__Aim of the exercise__
Please write out the lines of the data exactly, beginning with the first and ending with the line containing "const colors = ['red', 'yellow', 'blue', 'lime'];"; leave the pictures behind.

───── Stored data

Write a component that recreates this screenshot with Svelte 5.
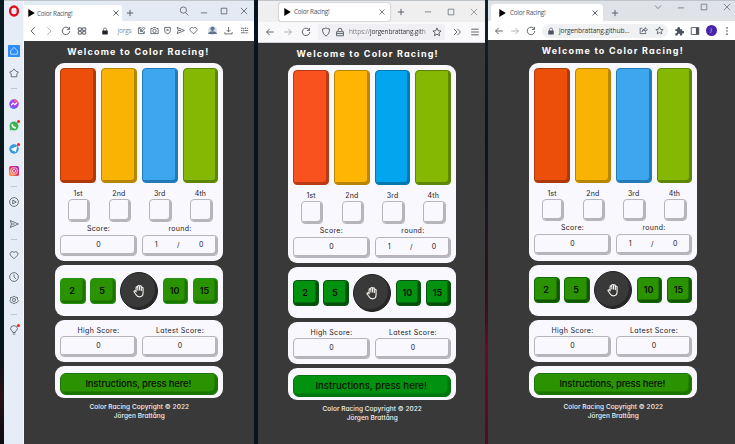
<script>
  const opera = {
    id: 'opera',
    side: ['home', 'star5', '-', 'messenger', 'whatsapp', 'telegram', 'instagram', '-', 'play', 'send', '-', 'heart', 'clock', 'gear', '-', 'bulb'],
    frame: ['search', 'min', 'max', 'close'],
    nav: ['chevL', 'chevR', 'reload', 'grid'],
    address: ['edit', 'camera', 'shieldx', 'send', 'heart'],
    tail: ['person', 'download', 'sliders']
  };
  const firefox = {
    id: 'firefox',
    frame: ['min', 'max', 'close'],
    nav: ['back', 'forward', 'reload'],
    tail: ['more', 'menu']
  };
  const chrome = {
    id: 'chrome',
    frame: ['chevD', 'min', 'max', 'close'],
    nav: ['back', 'forward', 'reload'],
    tail: ['puzzle', 'panel', 'avatar', 'dots']
  };
  const browsers = [opera, firefox, chrome];
  const places = ['1st', '2nd', '3rd', '4th'];
  const colors = ['red', 'yellow', 'blue', 'lime'];

  const paths = {
    search: 'M10.5 10.5L15 15M12 6.500A5 5 0 1 1 2 6.500A5 5 0 1 1 12 6.500',
    min: 'M3 11H13',
    max: 'M3.500 3.500H12.500V12.500H3.500Z',
    close: 'M3 3L13 13M13 3L3 13',
    plus: 'M8 3V13M3 8H13',
    chevL: 'M10.500 2L5 8L10.500 14',
    chevR: 'M5.500 2L11 8L5.500 14',
    chevD: 'M3 5.500L8 10.500L13 5.500',
    back: 'M14 8H2.500M7.500 3L2.500 8L7.500 13',
    forward: 'M2 8H13.500M8.500 3L13.500 8L8.500 13',
    reload: 'M13 4.500A6 6 0 1 0 14 8M13.500 1.500V5.500H9.500',
    grid: 'M2 3H7V7H2ZM9 3H14V7H9ZM2 9H7V13H2ZM9 9H14V13H9Z',
    edit: 'M8 3H2.500V13.500H13V9M6 10V7.500L12 2L14 4L8.500 10ZM4 4L12 12',
    camera: 'M1.500 4.500H4.500L6 2.500H10L11.500 4.500H14.500V13.500H1.500ZM11 8.800A3 3 0 1 1 5 8.800A3 3 0 1 1 11 8.800',
    shieldx: 'M3 2.500H13V9Q13 12 8 14Q3 12 3 9ZM6 5L10 9M10 5L6 9',
    shield: 'M8 1.500Q11 3 13.500 3Q14 11 8 14.500Q2 11 2.500 3Q5 3 8 1.500Z',
    send: 'M2 2.500L15 8L2 13.500L4 8ZM4 8H9',
    heart: 'M8 14L2.500 8.500A3.500 3.500 0 0 1 8 4A3.500 3.500 0 0 1 13.500 8.500Z',
    download: 'M8 2V10M4.500 7L8 10.500L11.500 7M1.500 11V14H14.500V11',
    sliders: 'M1.500 4H8M12 4H14.500M1.500 8H4M8 8H14.500M1.500 12H9M13 12H14.500M10 2.500V5.500M6 6.500V9.500M11 10.500V13.500',
    more: 'M3 3L8 8L3 13M8.500 3L13.500 8L8.500 13',
    menu: 'M2 3.500H14M2 8H14M2 12.500H14',
    star: 'M8 1.500L10 6L14.500 6.400L11 9.500L12.200 14L8 11.500L3.800 14L5 9.500L1.500 6.400L6 6Z',
    share: 'M6 4H2V13.500H12V11M5 10Q6 5.500 11 5.500V3L15 6.500L11 10V7.500Q7 7.500 5 10Z',
    star5: 'M8 1.500L11 5L15 6.500L12.500 9.500V14H3.500V9.500L1 6.500L5 5Z',
    play: 'M15 8A7 7 0 1 1 1 8A7 7 0 1 1 15 8M6 5V11L11.500 8Z',
    clock: 'M15 8A7 7 0 1 1 1 8A7 7 0 1 1 15 8M8 4V8L11 11',
    gear: 'M8 1.500L10 3.500L13.500 4L13.500 7L15 9L13 12L10 12.500L8 14.500L6 12.500L3 12L1.500 9L2.500 7V4L6 3.500ZM10.500 8A2.500 2.500 0 1 1 5.500 8A2.500 2.500 0 1 1 10.500 8',
    bulb: 'M6 12V10.500Q2.500 8.500 2.500 6A5.500 5 0 0 1 13.500 6Q13.500 8.500 10 10.500V12ZM6 14.500H10'
  };
</script>

{#snippet icon(name)}
  <svg class="icon i-{name}" viewBox="0 0 16 16">
    {#if name === 'lock'}
      <path d="M5 8V5A3 3 0 0 1 11 5V8" /><rect class="solid" x="2.500" y="7" width="11" height="8" rx="1" />
    {:else if name === 'lockline'}
      <path d="M5 7V5A3 3 0 0 1 11 5V7M2.500 7.500H13.500V14H2.500ZM3 10.500H13" />
    {:else if name === 'person'}
      <circle class="halo" cx="8" cy="8" r="8" /><circle class="bust" cx="8" cy="5" r="3.800" /><path class="bust" d="M0 14Q1 9.500 8 9.500Q15 9.500 16 14Z" />
    {:else if name === 'puzzle'}
      <path class="solid" d="M2 5H5.500A2.300 2.300 0 1 1 9.500 5H13V8A2.200 2.200 0 1 1 13 11.500V15H9.500A2 2 0 1 0 6 15H2V11.500A2 2 0 1 0 2 8Z" />
    {:else if name === 'panel'}
      <path d="M2 2.500H14V13.500H2Z" /><rect class="solid" x="9.500" y="2.500" width="4.500" height="11" />
    {:else if name === 'dots'}
      <circle class="solid" cx="8" cy="3" r="1.300" /><circle class="solid" cx="8" cy="8" r="1.300" /><circle class="solid" cx="8" cy="13" r="1.300" />
    {:else if name === 'home'}
      <rect width="16" height="16" fill="#2f8dfa" stroke="none" rx="1" /><path d="M3.500 7.500L8 3.300L12.500 7.500V12.300H3.500Z" stroke="#b9dcff" />
    {:else if name === 'messenger'}
      <circle cx="8" cy="8" r="7.600" fill="#a341f5" stroke="none" /><path d="M1 11A7.600 7.600 0 0 0 11 15Z" fill="#3c7dff" stroke="none" /><path d="M8 .400A7.600 7.600 0 0 1 15.500 8L8 4Z" fill="#f2608d" stroke="none" /><path d="M3.500 10L6.500 6.500L9.500 9L12.500 6" stroke="#fff" stroke-width="2" />
    {:else if name === 'whatsapp'}
      <circle cx="8" cy="8" r="7.200" fill="#3fb455" stroke="none" /><path d="M1 15L2 10L6 14Z" fill="#3fb455" stroke="none" /><path d="M5 5Q5 10 11 11" stroke="#fff" stroke-width="2.500" />
    {:else if name === 'telegram'}
      <circle cx="8" cy="8" r="7.600" fill="#359bd8" stroke="none" /><path d="M2.500 8L13 3.500L11 13L7.500 10.500L6 12L5.500 9Z" fill="#fff" stroke="none" />
    {:else if name === 'instagram'}
      <rect width="16" height="16" rx="3" fill="url(#insta)" stroke="none" /><rect x="3" y="3" width="10" height="10" rx="3" stroke="#fff" /><circle cx="8" cy="8" r="2.500" stroke="#fff" />
    {:else}
      <path d={paths[name]} />
    {/if}
  </svg>
{/snippet}

{#snippet tabstrip(b)}
  <div class="tabs">
    <div class="tab">
      <svg class="fav" viewBox="0 0 7 8"><path d="M.300 0L6.800 4L.300 8Z" /></svg>
      <span>Color Racing!</span>
      {@render icon('close')}
    </div>
    {@render icon('plus')}
    <div class="frame">{#each b.frame as n}{@render icon(n)}{/each}</div>
  </div>
{/snippet}

{#snippet toolbar(b)}
  <div class="bar">
    <div class="nav">{#each b.nav as n}{@render icon(n)}{/each}</div>
    <div class="field">
      {#if b.id === 'opera'}
        {@render icon('lock')}<span class="url">jorgs</span>
        <div class="acts">{#each b.address as n}{@render icon(n)}{/each}</div>
      {:else if b.id === 'firefox'}
        {@render icon('shield')}{@render icon('lockline')}
        <span class="url"><i>https://</i>jorgenbrattang.gith</span>{@render icon('star')}
      {:else}
        {@render icon('lock')}<span class="url">jorgenbrattang.github...</span>{@render icon('share')}{@render icon('star')}
      {/if}
    </div>
    <div class="tail">
      {#each b.tail as n}
        {#if n === 'avatar'}<span class="avatar">J</span>{:else}{@render icon(n)}{/if}
      {/each}
    </div>
  </div>
{/snippet}

{#snippet game()}
  <main>
    <h1>Welcome to Color Racing!</h1>
    <section class="race">
      <div class="lanes">{#each colors as c}<div class="lane {c}"></div>{/each}</div>
      <div class="places">
        {#each places as p}<div class="place"><span>{p}</span><div class="box"></div></div>{/each}
      </div>
      <div class="pair">
        <div class="stat"><span>Score:</span><div class="box">0</div></div>
        <div class="stat"><span>round:</span><div class="box three"><b>1</b><b>/</b><b>0</b></div></div>
      </div>
    </section>
    <section class="bets">
      <button>2</button><button>5</button>
      <div class="stop">
        <svg viewBox="0 0 24 24"><path d="M7 13V6.500a1.500 1.500 0 0 1 3 0V11V4a1.500 1.500 0 0 1 3 0V11V4.500a1.500 1.500 0 0 1 3 0V12V7a1.500 1.500 0 0 1 3 0V15Q19 22 12.500 22Q9 22 7 18.500L3.500 13.500Q3 11.500 5 11.700Z" /></svg>
      </div>
      <button>10</button><button>15</button>
    </section>
    <section class="scores">
      <div class="pair">
        <div class="stat"><span>High Score:</span><div class="box">0</div></div>
        <div class="stat"><span>Latest Score:</span><div class="box">0</div></div>
      </div>
    </section>
    <section class="help"><button>Instructions, press here!</button></section>
    <footer>Color Racing Copyright © 2022<br />Jörgen Brattång</footer>
  </main>
{/snippet}

<svg class="defs" width="0" height="0">
  <linearGradient id="insta" x1="0" y1="1" x2="1" y2="0">
    <stop offset="0" stop-color="#fdb536" /><stop offset=".5" stop-color="#ee2a5c" /><stop offset="1" stop-color="#8a2be0" />
  </linearGradient>
</svg>
<div class="desktop">
  {#each browsers as b}
    <div class="window {b.id}">
      {#if b.side}
        <aside>
          <svg class="logo" viewBox="0 0 16 16"><ellipse cx="8" cy="8" rx="5.200" ry="6" /></svg>
          {#each b.side as n}
            {#if n === '-'}<div class="dash"><hr /></div>
            {:else}<div class="cell">{@render icon(n)}{#if ['whatsapp', 'telegram', 'bulb'].includes(n)}<em></em>{/if}</div>{/if}
          {/each}
        </aside>
      {/if}
      <div class="view">
        {@render tabstrip(b)}
        {@render toolbar(b)}
        {@render game()}
      </div>
    </div>
  {/each}
</div>

<style>
  :global(body) { background: #06131b; }
  .defs { position: absolute; }
  .desktop {
    box-sizing: border-box; width: 735px; height: 444px; padding-left: 4px; overflow: hidden; display: flex;
    font-family: "Open Sans", "Noto Sans", sans-serif;
    background:
      linear-gradient(#08242c, #081522 30%, #33131f 70%, #6b0a24 78%, #540b20) 485px 0 / 3px 444px no-repeat,
      linear-gradient(#081a22, #07131a 80%, #2a1019 89%, #0c0d12) 0 0 / 4px 444px no-repeat, #061420;
  }
  .window { display: flex; height: 444px; box-sizing: border-box; border-top: 1px solid #bfc4c9; background: #393939; }
  .opera { width: 250px; margin-right: 4px; }
  .firefox { width: 227px; margin-right: 3px; }
  .chrome { width: 247px; }
  .view { flex: 1; min-width: 0; }

  .icon { width: 10px; height: 10px; flex: none; fill: none; stroke: #4c525c; stroke-width: 1.4; display: block; }
  .icon .solid { fill: #4c525c; stroke: none; }
  .icon .halo { fill: #d6deea; stroke: none; }
  .icon .bust { fill: #62748d; stroke: none; }
  .i-chevR, .i-forward { opacity: .5; }

  aside { width: 20px; box-sizing: border-box; background: #e6edf6; border-right: 1px solid #f6f9fc; }
  .logo { display: block; width: 12px; height: 12px; margin: 3.500px 0 22.750px 4px; fill: none; stroke: #e0101f; stroke-width: 3.200; }
  .cell { height: 22.500px; display: flex; align-items: center; padding-left: 5px; position: relative; }
  .cell .icon { stroke-width: 1.250; }
  .cell .i-home { width: 12px; height: 12px; margin-left: -1px; }
  .cell em { position: absolute; left: 12.500px; top: 5.500px; width: 3px; height: 3px; border-radius: 50%; background: #f2211d; }
  .dash { height: 8px; display: flex; align-items: center; padding-left: 7px; }
  hr { width: 6px; height: 1px; margin: 0; border: 0; background: #bcc6d2; }

  .tabs { display: flex; align-items: center; height: 20px; background: #e4eaf3; }
  .tab { display: flex; align-items: center; box-sizing: border-box; background: #fff; font-size: 6.300px; color: #4e545d; letter-spacing: -.220px; white-space: nowrap; }
  .tab .icon { margin-left: auto; width: 8px; height: 8px; stroke-width: 1.800; }
  .fav { width: 7px; height: 8px; flex: none; }
  .frame, .nav, .tail, .field, .bar, .acts { display: flex; align-items: center; }
  .frame { margin-left: auto; }
  .bar { height: 19.500px; background: #fff; box-sizing: border-box; }
  .url { white-space: nowrap; color: #34373d; font-size: 6.600px; letter-spacing: -.100px; }
  .url i { font-style: normal; color: #85858c; }

  .opera .tab { width: 98px; height: 16px; margin-top: 4px; padding: 0 2px 0 4px; border-radius: 2px 2px 0 0; }
  .opera .fav { margin-right: 2px; }
  .opera .i-plus { margin-left: 3px; margin-top: 3px; }
  .opera .frame { gap: 10px; padding-right: 5px; }
  .opera .frame .icon { stroke-width: 1.200; }
  .opera .nav { gap: 6.300px; padding-left: 4px; }
  .opera .field { padding-left: 13.500px; }
  .opera .url { width: 16px; margin: 0 3px 0 7px; color: #858b94; font-size: 6.400px; }
  .opera .acts { gap: 4px; padding: 0 .500px; }
  .opera .acts .icon { width: 9px; height: 9px; }
  .opera .tail { gap: 6px; margin-left: auto; padding-right: 5px; }
  .opera .tail .icon { width: 9px; height: 9px; margin: 0 .500px; }
  .opera .i-lock { width: 8px; height: 8px; margin: 0 1px; }
  .opera .i-lock .solid { fill: #20242a; }

  .firefox .tabs { height: 21px; background: #efeff0; }
  .firefox .tab { width: 111px; height: 18px; margin-left: 21px; padding: 0 4px 0 5px; border-radius: 2px; box-shadow: 0 0 1.500px #77777f; }
  .firefox .fav { margin-right: 3px; }
  .firefox .i-plus { margin-left: 6px; }
  .firefox .frame { gap: 13px; padding-right: 6.500px; }
  .firefox .frame .icon { stroke-width: 1; }
  .firefox .i-min { margin-top: -3px; }
  .firefox .i-close { opacity: .8; }
  .firefox .bar { height: 20.700px; background: #f9f9fb; border-bottom: 1px solid #cfcfd3; }
  .firefox .nav { gap: 8px; padding-left: 7px; }
  .firefox .field { width: 127px; height: 16px; box-sizing: border-box; margin-left: 7px; padding: 0 3px 0 2.500px; border-radius: 2px; background: #f0f0f4; }
  .firefox .i-lockline { margin-left: 4.500px; }
  .firefox .url { width: 83px; margin: 0 auto 0 4px; font-size: 6.500px; letter-spacing: -.150px; -webkit-mask-image: linear-gradient(90deg, #000 82%, #0003); mask-image: linear-gradient(90deg, #000 82%, #0003); }
  .firefox .tail { gap: 8px; margin-left: auto; padding-right: 5px; }

  .chrome .tabs { background: #dfe2e7; }
  .chrome .tab { width: 112px; height: 17px; margin: 3px 0 0 3px; padding: 0 4px 0 8px; border-radius: 4px 4px 0 0; }
  .chrome .fav { margin-right: 4px; }
  .chrome .i-plus { margin-left: 6.500px; margin-top: 4px; }
  .chrome .frame { gap: 13px; padding-right: 3.500px; margin-top: -8px; }
  .chrome .frame .icon { stroke-width: 1; }
  .chrome .i-min { margin-top: -3px; }
  .chrome .bar { height: 19.200px; }
  .chrome .nav { gap: 6px; padding-left: 6px; }
  .chrome .field { width: 126px; height: 14px; box-sizing: border-box; margin-left: 6px; padding: 0 4px; border-radius: 7px; background: #eff1f3; }
  .chrome .url { width: 76px; margin: 0 0 0 3px; }
  .chrome .i-lock { width: 8px; height: 8px; margin: 0 1px; }
  .chrome .i-share { width: 9px; height: 9px; margin-left: auto; }
  .chrome .i-star { width: 9px; height: 9px; margin-left: 7px; }
  .chrome .tail { gap: 6px; margin-left: auto; padding-right: 3px; }
  .avatar { width: 11px; height: 11px; margin: 0 -.500px; border-radius: 50%; background: #4b23a8; color: #d9d0f2; font-size: 6px; line-height: 11px; text-align: center; }

  main { box-sizing: border-box; padding-top: 22.500px; display: flex; flex-direction: column; gap: 4px; background: #393939; color: #202020; font-family: Inter, "Open Sans", sans-serif; font-feature-settings: "cv11"; }
  .opera main { padding-left: 31.300px; }
  .firefox main { padding-left: 30.200px; }
  .chrome main { padding-left: 41.300px; }
  h1 { margin: -18.500px 0 .500px -1px; width: 168px; height: 14px; line-height: 14px; font-size: 9px; font-weight: 700; letter-spacing: 1.200px; text-align: center; white-space: nowrap; color: #fff; }
  .firefox h1 { margin-left: -4.500px; }
  .chrome h1 { margin-left: -.500px; }
  section { width: 168px; box-sizing: border-box; background: #faf8ff; border-radius: 9px; padding: 5px; }
  .race { height: 198px; }
  .bets { height: 51px; display: flex; align-items: center; justify-content: space-between; }
  .scores { height: 42px; }
  .help { height: 32px; }
  .lanes { display: flex; gap: 5px; height: 115px; }
  .lane { flex: 1; box-sizing: border-box; border: 1px solid var(--d); border-radius: 4px; background: var(--c); box-shadow: inset -2px -2px 0 var(--d); }
  .red { --c: #eb4f09; --d: #ad380a; }
  .yellow { --c: #f9b302; --d: #b78502; }
  .blue { --c: #3ca6ef; --d: #237ab7; }
  .lime { --c: #84b802; --d: #5d8604; }
  .firefox .red { --c: #f9521e; --d: #b83b13; }
  .firefox .yellow { --c: #ffb501; }
  .firefox .blue { --c: #02a5ee; --d: #0278b0; }
  .places, .pair { display: flex; gap: 5px; }
  .place { flex: 1; display: flex; flex-direction: column; align-items: center; padding-top: 5px; }
  .place span, .stat span { height: 11px; line-height: 11px; font-size: 7px; letter-spacing: .150px; white-space: nowrap; }
  .box { box-sizing: border-box; border: 1px solid #b7b4bb; border-radius: 4px; box-shadow: inset -2px -2px 0 #b7b4bb; font-size: 7px; }
  .place .box { width: 22.500px; height: 22.500px; margin-left: 2px; }
  .stat { flex: 1; display: flex; flex-direction: column; align-items: center; }
  .stat span { letter-spacing: .320px; }
  .race .stat { padding-top: 1px; }
  .race .stat span { height: 12px; }
  .stat .box { width: 100%; height: 21px; line-height: 18px; text-align: center; }
  .three { display: flex; justify-content: space-between; padding: 0 14px 0 12px; }
  .three b { font-weight: 400; }
  button { box-sizing: border-box; width: 25.500px; height: 26px; margin: 0; padding: 0 2px 1px 0; border: 1px solid var(--e); border-radius: 4px; background: #2b9201; box-shadow: inset -2.500px -2.500px 0 var(--s); font: 600 9px Inter, sans-serif; color: #061002; }
  .opera { --e: #249112; --s: #1d7300; }
  .firefox { --e: #075311; --s: #045009; }
  .firefox button { background: #03920f; }
  .chrome { --e: #0d6b04; --s: #125700; }
  .help button { width: 100%; height: 22px; border-radius: 6px; font: 500 9.500px Inter, sans-serif; font-feature-settings: "cv11"; letter-spacing: -.170px; white-space: nowrap; border-color: #1c7607; box-shadow: inset -2.500px -2.500px 0 #1c7500; }
  .firefox .help button { border-color: #047310; box-shadow: inset -2.500px -2.500px 0 #037510; letter-spacing: .060px; }
  .stop { box-sizing: border-box; width: 38px; height: 38px; display: flex; align-items: center; justify-content: center; border-radius: 50%; background: #393939; border: 1px solid #202020; box-shadow: inset -2px -2px 0 #272727; }
  .stop svg { width: 14px; height: 14px; margin-right: 1px; fill: none; stroke: #f5f2ef; stroke-width: 1.900; }
  footer { width: 168px; padding-top: 1px; text-align: center; color: #f2f2f2; font-size: 6.500px; font-weight: 500; line-height: 9.300px; letter-spacing: .050px; }
</style>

──────────

__Full solution__
Write a component that recreates this screenshot with Svelte 5.
<script>
  const opera = {
    id: 'opera',
    side: ['home', 'star5', '-', 'messenger', 'whatsapp', 'telegram', 'instagram', '-', 'play', 'send', '-', 'heart', 'clock', 'gear', '-', 'bulb'],
    frame: ['search', 'min', 'max', 'close'],
    nav: ['chevL', 'chevR', 'reload', 'grid'],
    address: ['edit', 'camera', 'shieldx', 'send', 'heart'],
    tail: ['person', 'download', 'sliders']
  };
  const firefox = {
    id: 'firefox',
    frame: ['min', 'max', 'close'],
    nav: ['back', 'forward', 'reload'],
    tail: ['more', 'menu']
  };
  const chrome = {
    id: 'chrome',
    frame: ['chevD', 'min', 'max', 'close'],
    nav: ['back', 'forward', 'reload'],
    tail: ['puzzle', 'panel', 'avatar', 'dots']
  };
  const browsers = [opera, firefox, chrome];
  const places = ['1st', '2nd', '3rd', '4th'];
  const colors = ['red', 'yellow', 'blue', 'lime'];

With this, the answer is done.